Cruiser Modernization
The Navy and Congress have been at odds over how to approach the modernization and life extension of the Ticonderoga-class guided-missile cruisers. The Navy in 2013 suggested decommissioning half the fleet to deal with sequestration, arguing it didn’t have the money to man and operate them, let alone modernize the full class of ships. Congress in FY 2015 mandated that two cruisers a year be inducted into the modernization program, which led to the 2/4/6 plan – in which two ships a year would be inducted into the modernization program, for no longer than four years each, with no more than six ships laid up at any given time. The Navy has continued to push back against that, including in both its FY 2016 and 2017 budget requests, arguing it could save billions of dollars if it laid up all the remaining cruisers and modernized them only as older cruisers begin to decommission. This week’s budget will show whether the Navy will this year go along with the 2/4/6 plan or push back again to save money on the remaining five or so cruisers yet to be inducted into the modernization program.

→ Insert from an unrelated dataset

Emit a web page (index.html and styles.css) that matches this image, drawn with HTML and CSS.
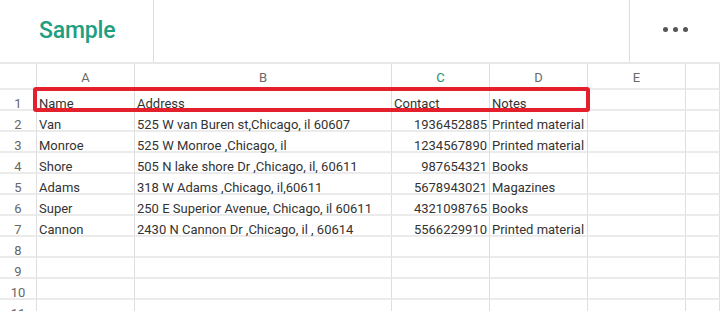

Super Hornets v. Joint Strike Fighter
The Navy’s plans for its future air wing have long centered around having the fourth-generation F/A-18E-F Super Hornet and fifth-generation F-35C Joint Strike Fighter operating side-by-side. One a stealthy battle management tool and the other a lethal bomb truck, the Navy never intended to compete them against one another, until President Donald Trump on Dec. 22, 2016, suggested in a tweet that Boeing could develop a Super Hornet variant “comparable” to the JSF for a lower cost. As a result, Defense Secretary Mattis ordered a review of the two aircraft in a Jan. 26 memo. The budget should indicate how the Navy intends to move forward.
Hypoxia Concerns
The Navy has a growing problem with breathing-related issues for fighter jet pilots – both hypoxia, in which pilots cannot get enough oxygen or receive contaminated oxygen from their masks, and cabin pressure issues that can lead to decompression sickness. The number of so-called physiological episodes is increasing at an increasing rate and affecting all the Navy’s jets: legacy F/A-18 Hornets, F/A-18E-F Super Hornets, EA-18G Growlers and T-45C Goshawk trainers. Navy leadership has vowed to address this in a resource-unconstrained manner, taking whatever steps are necessary to find the root of the problem, so this budget could give some indication of how the Navy intends to do that.